Sobre os escrachos e a repercussão que teve na sociedade, a principal fonte foram os blogs estaduais e nacional do Levante, além de entrevistas semi-estruturadas com os militantes do movimento. Além disso, dados foram extraídos dos sítios dos órgãos governamentais e entidades de classe que se posicionaram sobre as manifestações em repúdio ao regime militar brasileiro.
RESULTADOS E DISCUSSÃO:
Após a primeira rodada de escrachos, houve de pronto uma ofensiva ao Levante, com um ataque ao seu sítio, retirada de vídeos do youtube e diversas ameaças postadas em seu blog. Em seguida uma série de organizações, juristas, parlamentares e intelectuais lançaram manifesto em apoio à liberdade de manifestação pacífica do Levante. A mídia se posicionou das mais diversas formas: enquanto a Globo não cobriu os atos, a Rede Record os transmitiu em cadeia nacional; a Veja criminalizou o movimento e os blogs em geral foram os responsáveis pela ampla divulgação das matérias elaboradas pelos próprios jovens. Um mês depois, os escrachos viriam a se tornar tema de vestibular da Universidade Federal de Uberlândia.
Em Natal-RN, enquanto o movimento foi indicado para receber um prêmio de Direitos Humanos, em Sergipe, um dos “escrachados” ingressou com queixa-crime pelo delito de calúnia contra seis militantes.
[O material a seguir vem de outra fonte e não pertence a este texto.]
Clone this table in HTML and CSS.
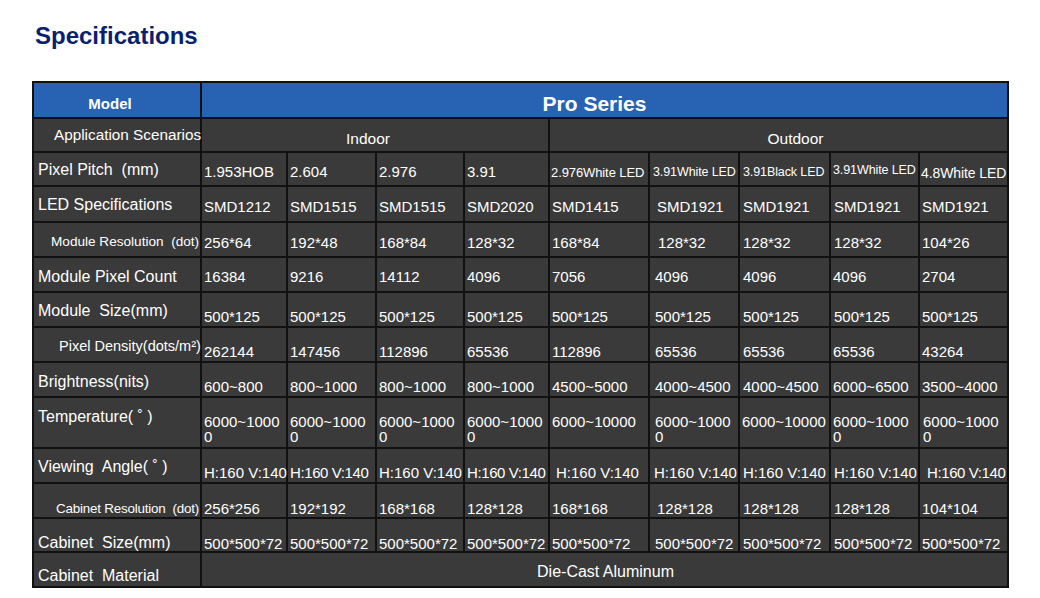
FILE: index.html
```html
<!DOCTYPE html>
<html lang="en">
<head>
<meta charset="utf-8">
<title>Specifications</title>
<link rel="stylesheet" href="styles.css">
</head>
<body>
<h1 class="title">Specifications</h1>
<table class="spec">
  <colgroup>
    <col class="c0"><col class="c1"><col class="c2"><col class="c3"><col class="c4">
    <col class="c5"><col class="c6"><col class="c7"><col class="c8"><col class="c9">
  </colgroup>
  <tr class="r-model">
    <th class="model">Model</th>
    <th class="series" colspan="9">Pro Series</th>
  </tr>
  <tr class="r-app">
    <td class="lbl app">Application Scenarios</td>
    <td class="indoor" colspan="4">Indoor</td>
    <td class="outdoor" colspan="5">Outdoor</td>
  </tr>
  <tr class="r-pitch">
    <td class="lbl">Pixel Pitch&nbsp; (mm)</td>
    <td>1.953HOB</td><td>2.604</td><td>2.976</td><td>3.91</td>
    <td class="led l13 p1">2.976White LED</td>
    <td class="led l125 p3">3.91White LED</td>
    <td class="led l125 p3">3.91Black LED</td>
    <td class="led l125 up p2">3.91White LED</td>
    <td class="led l14 down p1">4.8White LED</td>
  </tr>
  <tr class="r-led">
    <td class="lbl">LED Specifications</td>
    <td>SMD1212</td><td>SMD1515</td><td>SMD1515</td><td>SMD2020</td><td>SMD1415</td>
    <td class="p7">SMD1921</td><td class="p3">SMD1921</td><td class="p3">SMD1921</td><td>SMD1921</td>
  </tr>
  <tr class="r-modres">
    <td class="lbl small">Module Resolution&nbsp; (dot)</td>
    <td>256*64</td><td>192*48</td><td>168*84</td><td>128*32</td><td>168*84</td>
    <td class="p8">128*32</td><td class="p3">128*32</td><td class="p3">128*32</td><td>104*26</td>
  </tr>
  <tr class="r-count">
    <td class="lbl">Module Pixel Count</td>
    <td>16384</td><td>9216</td><td>14112</td><td>4096</td><td>7056</td>
    <td class="p5">4096</td><td class="p3">4096</td><td class="p2">4096</td><td>2704</td>
  </tr>
  <tr class="r-size">
    <td class="lbl">Module&nbsp; Size(mm)</td>
    <td>500*125</td><td>500*125</td><td>500*125</td><td>500*125</td><td>500*125</td>
    <td class="p5">500*125</td><td class="p3">500*125</td><td class="p3">500*125</td><td>500*125</td>
  </tr>
  <tr class="r-density">
    <td class="lbl density">Pixel Density(dots/m²)</td>
    <td>262144</td><td>147456</td><td>112896</td><td>65536</td><td>112896</td>
    <td class="p5">65536</td><td class="p3">65536</td><td class="p2">65536</td><td>43264</td>
  </tr>
  <tr class="r-bright">
    <td class="lbl">Brightness(nits)</td>
    <td>600~800</td><td>800~1000</td><td>800~1000</td><td>800~1000</td><td>4500~5000</td>
    <td class="p5">4000~4500</td><td class="p3">4000~4500</td><td class="p2">6000~6500</td><td>3500~4000</td>
  </tr>
  <tr class="r-temp">
    <td class="lbl">Temperature( ˚ )</td>
    <td>6000~1000<br>0</td><td>6000~1000<br>0</td><td>6000~1000<br>0</td><td>6000~1000<br>0</td>
    <td>6000~10000</td>
    <td class="p5">6000~1000<br>0</td><td class="p2">6000~10000</td><td class="p2">6000~1000<br>0</td><td class="p3">6000~1000<br>0</td>
  </tr>
  <tr class="r-view">
    <td class="lbl">Viewing&nbsp; Angle( ˚ )</td>
    <td>H:160 V:140</td><td class="tight">H:160 V:140</td><td>H:160 V:140</td><td class="tight">H:160 V:140</td>
    <td class="p6">H:160 V:140</td><td class="p4">H:160 V:140</td><td class="p3">H:160 V:140</td><td class="p3">H:160 V:140</td>
    <td class="p7 tight">H:160 V:140</td>
  </tr>
  <tr class="r-cabres">
    <td class="lbl cabres">Cabinet Resolution&nbsp; (dot)</td>
    <td>256*256</td><td>192*192</td><td>168*168</td><td>128*128</td><td>168*168</td>
    <td class="p7">128*128</td><td class="p3">128*128</td><td class="p3">128*128</td><td>104*104</td>
  </tr>
  <tr class="r-cabsize">
    <td class="lbl">Cabinet&nbsp; Size(mm)</td>
    <td>500*500*72</td><td>500*500*72</td><td>500*500*72</td><td>500*500*72</td><td>500*500*72</td>
    <td class="p5">500*500*72</td><td class="p3">500*500*72</td><td class="p3">500*500*72</td><td>500*500*72</td>
  </tr>
  <tr class="r-mat">
    <td class="lbl">Cabinet&nbsp; Material</td>
    <td class="material" colspan="9">Die-Cast Aluminum</td>
  </tr>
</table>
</body>
</html>
```

FILE: styles.css
```css
html, body {
  margin: 0;
  padding: 0;
  background: #ffffff;
}

body {
  font-family: "Liberation Sans", Arial, sans-serif;
}

.title {
  margin: 0;
  padding: 22px 0 0 35px;
  font-size: 24px;
  line-height: 28px;
  font-weight: bold;
  color: #0b1f6d;
}

.spec {
  margin: 31px 0 0 32px;
  border-collapse: collapse;
  table-layout: fixed;
  width: 975px;
  color: #ffffff;
  font-size: 15px;
  line-height: 17px;
}

.c0 { width: 168px; }
.c1 { width: 86px; }
.c2 { width: 89px; }
.c3 { width: 88px; }
.c4 { width: 85px; }
.c5 { width: 100px; }
.c6 { width: 90px; }
.c7 { width: 91px; }
.c8 { width: 89px; }
.c9 { width: 89px; }

.spec th,
.spec td {
  border: 2px solid #111111;
  background: #3a3a3a;
  padding: 0 0 0 2px;
  vertical-align: top;
  text-align: left;
  white-space: nowrap;
  font-weight: normal;
  box-sizing: border-box;
}

.spec th {
  background: #2862b2;
}

/* header row */
.r-model { height: 36px; }
.model {
  text-align: center !important;
  font-weight: bold !important;
  font-size: 15px;
  padding: 12px 14px 0 0 !important;
}
.series {
  text-align: center !important;
  font-size: 21px;
  line-height: 24px;
  font-weight: bold !important;
  padding: 9px 20px 0 0 !important;
}

/* labels */
.lbl {
  font-size: 16px;
  line-height: 18px;
  padding-left: 4px !important;
}
.app { font-size: 15.3px; line-height: 17px; padding-left: 20px !important; }
.small { font-size: 13.6px; line-height: 16px; padding-left: 17px !important; }
.density { font-size: 14.5px; line-height: 17px; padding-left: 25px !important; }
.cabres { font-size: 13.4px; line-height: 15px; padding-left: 22px !important; letter-spacing: -0.2px; }

/* application row */
.r-app { height: 34px; }
.r-app td { padding-top: 11px; }
.r-app td.app { padding-top: 7px; }
.indoor { text-align: center !important; font-size: 15.5px; padding-right: 16px !important; }
.outdoor { text-align: center !important; font-size: 15.5px; padding-left: 34px !important; }

/* pixel pitch */
.r-pitch { height: 34px; }
.r-pitch td { padding-top: 10px; }
.r-pitch td.lbl { padding-top: 8px; }
.led { letter-spacing: -0.1px; }
.l13 { font-size: 13px; }
.l125 { font-size: 12.5px; }
.l14 { font-size: 14px; }
.r-pitch td.led { padding-top: 11px; }
.r-pitch td.up { padding-top: 9px; }
.r-pitch td.down { padding-top: 12px; }

.r-led { height: 36px; }
.r-led td { padding-top: 11px; }
.r-led td.lbl { padding-top: 9px; }

.r-modres { height: 35px; }
.r-modres td { padding-top: 11px; }
.r-modres td.lbl { padding-top: 11px; }

.r-count { height: 35px; }
.r-count td { padding-top: 10px; }
.r-count td.lbl { padding-top: 10px; }

.r-size { height: 35px; }
.r-size td { padding-top: 15px; }
.r-size td.lbl { padding-top: 9px; }

.r-density { height: 35px; }
.r-density td { padding-top: 15px; }
.r-density td.lbl { padding-top: 10px; }

.r-bright { height: 35px; }
.r-bright td { padding-top: 15px; }
.r-bright td.lbl { padding-top: 10px; }

.r-temp { height: 51px; }
.r-temp td { padding-top: 16px; line-height: 15px; }
.r-temp td.lbl { padding-top: 10px; line-height: 18px; }

.r-view { height: 35px; }
.r-view td { padding-top: 16px; line-height: 16px; }
.r-view td.lbl { padding-top: 9px; line-height: 18px; }
.tight { letter-spacing: -0.4px; }

.r-cabres { height: 35px; }
.r-cabres td { padding-top: 17px; line-height: 15px; }
.r-cabres td.lbl { padding-top: 17px; }

.r-cabsize { height: 34px; }
.r-cabsize td { padding-top: 17px; line-height: 15px; }
.r-cabsize td.lbl { padding-top: 16px; line-height: 16px; }

.r-mat { height: 35px; }
.r-mat td { padding-top: 14px; }
.material {
  text-align: center !important;
  font-size: 16px;
  line-height: 18px;
  padding-top: 10px !important;
}

/* per-cell indents */
.p1 { padding-left: 1px !important; }
.p2 { padding-left: 2px !important; }
.p3 { padding-left: 3px !important; }
.p4 { padding-left: 4px !important; }
.p5 { padding-left: 5px !important; }
.p6 { padding-left: 6px !important; }
.p7 { padding-left: 7px !important; }
.p8 { padding-left: 8px !important; }
```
Esse caso teve grande repercussão e novamente o apoio da sociedade civil foi massivo, fazendo com que na primeira audiência de instrução o médico desistisse da ação e retirasse a queixa. Doze dias depois, em 17 de dezembro, o Levante recebeu prêmio da Secretaria Nacional de Direitos Humanos pelas ações que realizou.
CONCLUSÕES:
Todos esses fatos, decorrentes dos escrachos, fizeram com que o debate sobre a Comissão da Verdade saísse do meio intelectual e pudesse ganhar as ruas. Os mais diversos setores da sociedade tiveram que se posicionar frente às ações do Levante, o que garantiu a sua capilarização e com ela, novos adeptos à causa.
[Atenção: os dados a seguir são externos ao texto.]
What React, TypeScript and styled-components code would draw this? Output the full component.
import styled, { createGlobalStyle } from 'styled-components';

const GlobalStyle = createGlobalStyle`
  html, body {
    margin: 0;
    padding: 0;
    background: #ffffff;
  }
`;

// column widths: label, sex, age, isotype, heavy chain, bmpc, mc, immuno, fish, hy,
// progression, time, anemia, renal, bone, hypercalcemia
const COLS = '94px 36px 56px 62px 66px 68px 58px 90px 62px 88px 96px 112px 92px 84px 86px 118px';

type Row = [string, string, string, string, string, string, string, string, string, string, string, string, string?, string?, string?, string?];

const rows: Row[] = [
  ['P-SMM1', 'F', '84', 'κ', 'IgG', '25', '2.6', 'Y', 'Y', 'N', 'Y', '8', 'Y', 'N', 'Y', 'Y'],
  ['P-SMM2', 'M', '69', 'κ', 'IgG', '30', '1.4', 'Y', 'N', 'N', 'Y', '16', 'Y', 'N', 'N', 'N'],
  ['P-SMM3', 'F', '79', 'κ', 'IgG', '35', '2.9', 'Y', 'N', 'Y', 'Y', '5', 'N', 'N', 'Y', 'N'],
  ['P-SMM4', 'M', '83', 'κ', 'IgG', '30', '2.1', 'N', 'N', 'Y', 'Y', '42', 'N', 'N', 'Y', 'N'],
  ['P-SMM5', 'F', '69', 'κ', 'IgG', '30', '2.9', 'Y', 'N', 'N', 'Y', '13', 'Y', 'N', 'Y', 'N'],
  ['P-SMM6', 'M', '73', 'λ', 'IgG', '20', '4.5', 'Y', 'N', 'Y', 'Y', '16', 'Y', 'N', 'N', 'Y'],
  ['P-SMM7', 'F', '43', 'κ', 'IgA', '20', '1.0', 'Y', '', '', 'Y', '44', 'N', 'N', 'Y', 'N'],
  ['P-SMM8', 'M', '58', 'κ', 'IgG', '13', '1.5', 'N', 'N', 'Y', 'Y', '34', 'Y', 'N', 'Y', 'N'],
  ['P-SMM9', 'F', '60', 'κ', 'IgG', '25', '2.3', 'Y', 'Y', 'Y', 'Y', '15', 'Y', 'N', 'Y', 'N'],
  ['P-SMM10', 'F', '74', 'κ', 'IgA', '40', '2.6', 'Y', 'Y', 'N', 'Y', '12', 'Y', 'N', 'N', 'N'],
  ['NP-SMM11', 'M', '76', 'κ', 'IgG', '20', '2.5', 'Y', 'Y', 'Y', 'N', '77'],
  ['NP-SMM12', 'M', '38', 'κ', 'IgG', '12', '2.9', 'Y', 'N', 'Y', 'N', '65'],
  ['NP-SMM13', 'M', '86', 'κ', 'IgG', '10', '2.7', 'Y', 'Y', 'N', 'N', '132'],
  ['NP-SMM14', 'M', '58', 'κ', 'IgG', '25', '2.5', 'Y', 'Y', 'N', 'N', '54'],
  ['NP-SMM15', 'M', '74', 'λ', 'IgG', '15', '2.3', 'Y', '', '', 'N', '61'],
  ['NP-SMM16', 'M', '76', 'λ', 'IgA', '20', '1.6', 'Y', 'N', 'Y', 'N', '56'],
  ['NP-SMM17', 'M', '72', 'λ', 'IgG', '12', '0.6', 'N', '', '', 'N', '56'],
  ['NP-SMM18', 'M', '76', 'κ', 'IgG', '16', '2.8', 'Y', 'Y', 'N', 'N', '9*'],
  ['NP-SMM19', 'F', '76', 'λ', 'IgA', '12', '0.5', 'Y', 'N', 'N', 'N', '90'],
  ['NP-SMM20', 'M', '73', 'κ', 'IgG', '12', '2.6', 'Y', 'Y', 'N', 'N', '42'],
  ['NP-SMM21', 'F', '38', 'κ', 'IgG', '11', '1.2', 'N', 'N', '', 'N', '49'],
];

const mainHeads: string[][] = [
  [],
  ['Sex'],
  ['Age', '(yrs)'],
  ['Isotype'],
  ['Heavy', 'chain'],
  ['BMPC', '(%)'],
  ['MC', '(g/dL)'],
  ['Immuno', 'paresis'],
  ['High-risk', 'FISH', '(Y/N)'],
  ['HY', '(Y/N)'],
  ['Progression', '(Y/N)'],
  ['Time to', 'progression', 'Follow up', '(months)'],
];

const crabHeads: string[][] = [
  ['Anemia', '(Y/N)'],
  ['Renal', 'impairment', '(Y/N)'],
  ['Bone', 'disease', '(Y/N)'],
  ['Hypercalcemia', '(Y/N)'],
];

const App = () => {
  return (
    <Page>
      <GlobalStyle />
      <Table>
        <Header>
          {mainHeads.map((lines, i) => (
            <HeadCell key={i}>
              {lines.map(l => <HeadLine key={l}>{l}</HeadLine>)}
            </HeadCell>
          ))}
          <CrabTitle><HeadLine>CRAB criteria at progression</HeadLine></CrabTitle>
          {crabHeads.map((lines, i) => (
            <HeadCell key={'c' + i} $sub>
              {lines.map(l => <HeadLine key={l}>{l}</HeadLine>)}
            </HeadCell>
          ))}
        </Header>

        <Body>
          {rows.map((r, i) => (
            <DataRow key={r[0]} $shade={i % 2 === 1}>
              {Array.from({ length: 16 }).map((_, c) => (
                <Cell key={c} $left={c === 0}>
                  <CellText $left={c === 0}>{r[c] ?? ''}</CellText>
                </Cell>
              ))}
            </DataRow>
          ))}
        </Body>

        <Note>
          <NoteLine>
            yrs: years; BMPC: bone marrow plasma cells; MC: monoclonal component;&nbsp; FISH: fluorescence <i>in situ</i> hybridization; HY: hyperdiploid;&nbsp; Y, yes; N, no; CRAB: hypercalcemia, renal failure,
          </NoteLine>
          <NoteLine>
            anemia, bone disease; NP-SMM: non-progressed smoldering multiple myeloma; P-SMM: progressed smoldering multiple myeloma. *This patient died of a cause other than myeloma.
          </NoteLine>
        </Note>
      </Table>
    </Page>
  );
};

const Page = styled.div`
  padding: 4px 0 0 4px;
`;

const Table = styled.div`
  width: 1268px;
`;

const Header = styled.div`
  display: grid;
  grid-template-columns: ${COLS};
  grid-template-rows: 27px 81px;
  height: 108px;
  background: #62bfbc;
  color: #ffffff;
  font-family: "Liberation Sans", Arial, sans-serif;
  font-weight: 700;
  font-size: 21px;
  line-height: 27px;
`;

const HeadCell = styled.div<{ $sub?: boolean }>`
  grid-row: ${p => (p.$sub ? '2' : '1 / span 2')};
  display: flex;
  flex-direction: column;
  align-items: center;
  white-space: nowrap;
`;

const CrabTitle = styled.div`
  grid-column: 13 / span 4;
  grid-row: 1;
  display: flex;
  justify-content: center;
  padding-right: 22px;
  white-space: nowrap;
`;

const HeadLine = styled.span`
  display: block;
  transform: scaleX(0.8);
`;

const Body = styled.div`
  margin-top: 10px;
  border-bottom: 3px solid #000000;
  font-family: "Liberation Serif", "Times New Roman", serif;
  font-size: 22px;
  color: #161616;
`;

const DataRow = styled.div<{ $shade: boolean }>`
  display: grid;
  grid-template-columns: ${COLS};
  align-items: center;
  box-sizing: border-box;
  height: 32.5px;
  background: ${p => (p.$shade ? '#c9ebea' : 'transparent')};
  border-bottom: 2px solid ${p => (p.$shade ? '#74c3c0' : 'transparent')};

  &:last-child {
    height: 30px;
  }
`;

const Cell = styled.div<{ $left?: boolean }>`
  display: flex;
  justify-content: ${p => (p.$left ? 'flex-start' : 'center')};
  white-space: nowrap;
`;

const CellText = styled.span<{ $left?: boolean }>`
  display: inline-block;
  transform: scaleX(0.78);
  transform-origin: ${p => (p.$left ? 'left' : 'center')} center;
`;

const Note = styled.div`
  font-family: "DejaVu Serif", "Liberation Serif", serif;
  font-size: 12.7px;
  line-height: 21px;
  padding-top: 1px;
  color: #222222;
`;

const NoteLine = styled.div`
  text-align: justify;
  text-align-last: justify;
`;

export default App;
O Direito à Memória e à Verdade é um direito inalienável que todos os povos têm de conhecer a verdade sobre violações aberrantes que aconteceram em seu passado, bem como seus motivos e circunstâncias. Assim se constrói a identidade de uma nação, fazendo com que as novas gerações, ao conhecerem os erros cometidos no passado, possam escrever um novo futuro, livre das antigas opressões.
Dessa forma, conclui-se que com a ação e sua repercussão, houve avanço na efetivação desse direito fundamental, e na consolidação, em nosso país, da chamada Justiça de Transição. Ficou demonstrado também que as movimentações populares são essenciais para a garantia, defesa e conquista dos direitos da classe trabalhadora.
Palavras-chave: Comissão da Verdade, Levante Popular da Juventude, Direito à Memória e à Verdade.